Get necessary token from test.arcticdata.io to upload the dataset prior uploading the datapackage:

packageId <- uploadDataPackage(d1c, dp, public=TRUE, accessRules=myAccessRules, quiet=FALSE)

2.8 Exercise 2b

This exercise will take you through how to do the submission process through R instead of the webform (exercise 1).

2.8.1 Part 1 - Gather your data files

For our convenience, we will be grabbing the metadata and data files from the file we published earlier:

  • Locate the data package you published in Exercise 1 by navigating to the “My Profile > My Data” section on test.arcticdata.io.
  • Download the metadata and data files and transfer them to the Datateam server.

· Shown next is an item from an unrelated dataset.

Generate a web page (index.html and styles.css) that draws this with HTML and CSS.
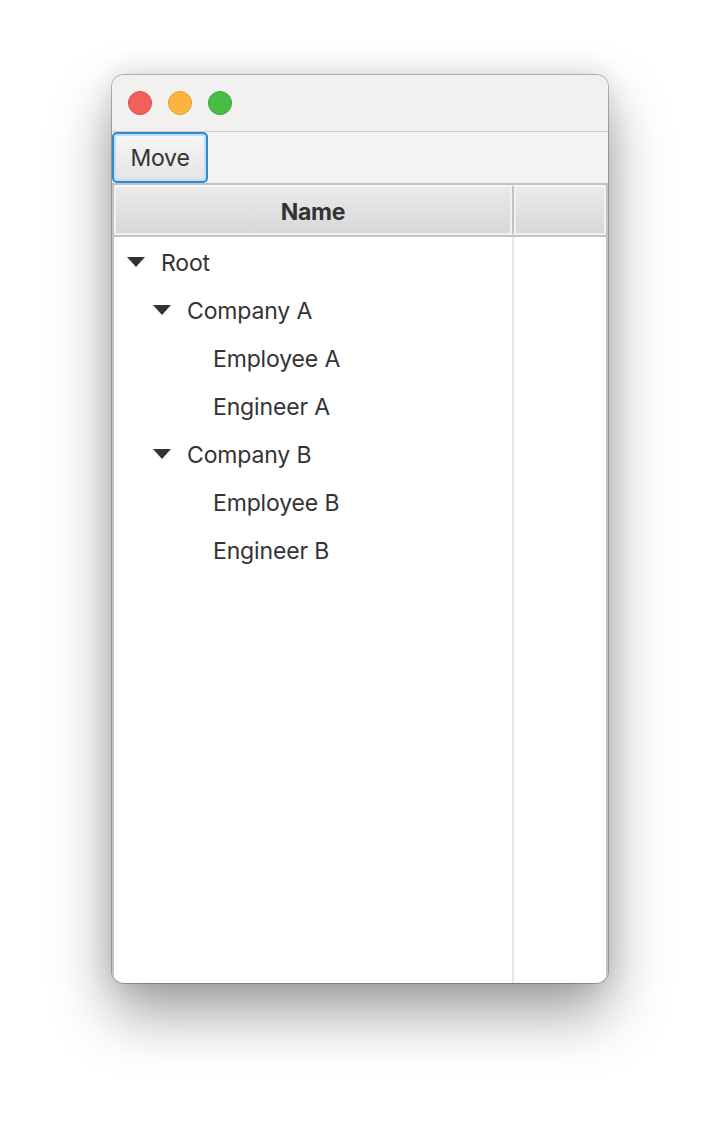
FILE: index.html
```html
<!DOCTYPE html>
<html>
<head>
<meta charset="utf-8">
<link rel="stylesheet" href="styles.css">
</head>
<body>
<div class="stage">
  <div class="window">
    <div class="titlebar">
      <span class="light red"></span>
      <span class="light yellow"></span>
      <span class="light green"></span>
    </div>
    <div class="toolbar">
      <button class="btn">Move</button>
    </div>
    <div class="table">
      <div class="header">
        <div class="hcell name">Name</div>
        <div class="hcell extra"></div>
      </div>
      <div class="body">
        <div class="col-name">
          <div class="row l0"><svg class="arrow" width="18" height="10" viewBox="0 0 18 10"><polygon points="0,0 18,0 9,10" fill="#333"/></svg><span>Root</span></div>
          <div class="row l1"><svg class="arrow" width="18" height="10" viewBox="0 0 18 10"><polygon points="0,0 18,0 9,10" fill="#333"/></svg><span>Company A</span></div>
          <div class="row l2"><span>Employee A</span></div>
          <div class="row l2"><span>Engineer A</span></div>
          <div class="row l1"><svg class="arrow" width="18" height="10" viewBox="0 0 18 10"><polygon points="0,0 18,0 9,10" fill="#333"/></svg><span>Company B</span></div>
          <div class="row l2"><span>Employee B</span></div>
          <div class="row l2"><span>Engineer B</span></div>
        </div>
        <div class="col-extra"></div>
      </div>
    </div>
  </div>
</div>
</body>
</html>
```
FILE: styles.css
```css
html, body {
  margin: 0;
  padding: 0;
  background: #ffffff;
}
.stage {
  padding: 75px 0 0 112px;
  height: 1132px;
  box-sizing: border-box;
}
.window {
  width: 496px;
  height: 908px;
  border-radius: 12px;
  overflow: hidden;
  background: #ffffff;
  display: flex;
  flex-direction: column;
  box-shadow: 0 0 0 1px rgba(0,0,0,0.25), 0 30px 60px rgba(0,0,0,0.38), 0 0 28px rgba(0,0,0,0.12);
  font-family: Inter, "Liberation Sans", sans-serif;
  color: #333333;
}
.titlebar {
  height: 56px;
  background: #f2f1f0;
  border-bottom: 1px solid #cfcfcf;
  display: flex;
  align-items: center;
  padding-left: 16px;
  gap: 16px;
  flex-shrink: 0;
}
.light {
  width: 24px;
  height: 24px;
  border-radius: 50%;
  box-sizing: border-box;
}
.red { background: #f1605a; border: 1px solid #dc4a43; }
.yellow { background: #fbb53e; border: 1px solid #e0a030; }
.green { background: #47bd45; border: 1px solid #36a534; }
.toolbar {
  height: 51px;
  background: #f3f3f3;
  display: flex;
  align-items: flex-start;
  flex-shrink: 0;
}
.btn {
  width: 96px;
  height: 51px;
  margin: 0;
  box-sizing: border-box;
  border: 2px solid #2f8bd0;
  border-radius: 5px;
  box-shadow: inset 0 0 0 2px #c4def0;
  background: linear-gradient(#f6f6f6, #e4e4e4);
  font-family: Inter, "Liberation Sans", sans-serif;
  font-size: 23px;
  letter-spacing: -0.2px;
  color: #333333;
  padding: 1px 0 0 0;
}
.table {
  flex: 1;
  display: flex;
  flex-direction: column;
  border-left: 2px solid #c4c4c4;
  border-right: 2px solid #c4c4c4;
}
.header {
  height: 54px;
  box-sizing: border-box;
  border-top: 2px solid #c2c2c2;
  border-bottom: 2px solid #c2c2c2;
  display: flex;
  flex-shrink: 0;
}
.hcell {
  box-sizing: border-box;
  background: linear-gradient(#ebebeb, #d7d7d7);
  border: 2px solid #f1f1f1;
  border-top-color: #f6f6f6;
  display: flex;
  align-items: center;
  justify-content: center;
}
.hcell.name {
  width: 398px;
  font-weight: 700;
  font-size: 23px;
  letter-spacing: -0.3px;
  padding-top: 3px;
}
.hcell.extra {
  flex: 1;
  border-left: 2px solid #c2c2c2;
  box-shadow: inset 2px 0 0 #f1f1f1;
}
.body {
  flex: 1;
  display: flex;
}
.col-name {
  width: 398px;
  border-right: 2px solid #e6e6e6;
}
.col-extra {
  flex: 1;
}
.row {
  height: 48px;
  display: flex;
  align-items: center;
  font-size: 23px;
  letter-spacing: -0.15px;
}
.row span {
  padding-top: 4px;
}
.arrow {
  margin-right: 16px;
  margin-top: 2px;
  flex-shrink: 0;
}
.l0 { padding-left: 13px; }
.l1 { padding-left: 39px; }
.l2 { padding-left: 99px; }
```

2.8.2 Part 2 - Working in R

Now we want to publish the metadata and data files we downloaded again to test.arcticdata.io

  • Obtain a token and please note that for this exercise please make sure you grab the token from the arcticdata test site
  • Publish your metadata and data file to the site.
#set the node
d1c_test <- dataone::D1Client("STAGING", "urn:node:mnTestARCTIC")

dp <- new("DataPackage")

#add your metadata
metadataObj <- new(...)
dp <- addMember(...)

#add your data files
sourceObj <- new(...)
dp <- addMember(...)

#upload your package
myAccessRules <- data.frame(...) 
packageId <- uploadDataPackage(...)
  • View your new data set by appending the metadata PID to the end of the URL test.arcticdata.io/view/…
  • If you are successful it should look the same as the dataset you created in exercise 1
  • Send a message to #datateam with the exercise number and a link to your new package.